Danish firm Lumo Arkitekter recently completed a charming project involving the installation of 50 wooden shelters in 19 coastal beauty spots throughout Denmark's South Fyn Archipelago. Though very basic, the shelters offer hikers, campers, divers and surfers a temporary refuge from the elements.
The Shelters by the Sea project brings to mind Norway's Nomadic Shelter, and was carried out in collaboration with the Danish Nature Agency. It's intended to promote outdoor activities in the South Fyn municipalities of Langeland, Ærø, Svendborg, and Faaborg-Midtfyn, and is inspired by traditional shelters used by Danish fishermen to store their catch.
They were designed in five different shelter styles and range in size, up to a maximum floorspace of 25 sq m (269 sq ft), and a maximum height of 4.68 m (15.35 ft).

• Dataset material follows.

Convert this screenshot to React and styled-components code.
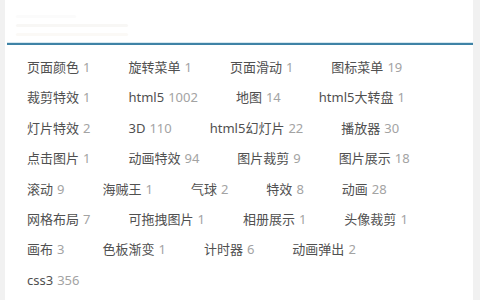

Monkfish comprises three floors and features an integrated bird watching platform, while Garfish serves as both an overnight shelter for up to seven people and a picnic space for visiting schoolchildren. Lumpfish sleeps up to five people and boasts its own sauna, while Flounder is a simple two-person shelter. Finally, the Eelpout is used as an outdoor toilet.
Each of the asymmetrical shelters sports small porthole-like lookouts and is raised a little off the ground on stilts. Access comes via simple doors and hatches. The interior decor is simple and clean, and dominated by unvarnished wood, while the exterior is clad in wood shingles treated in black tar oil, presumably to protect the structures against the tough northern coastal climate.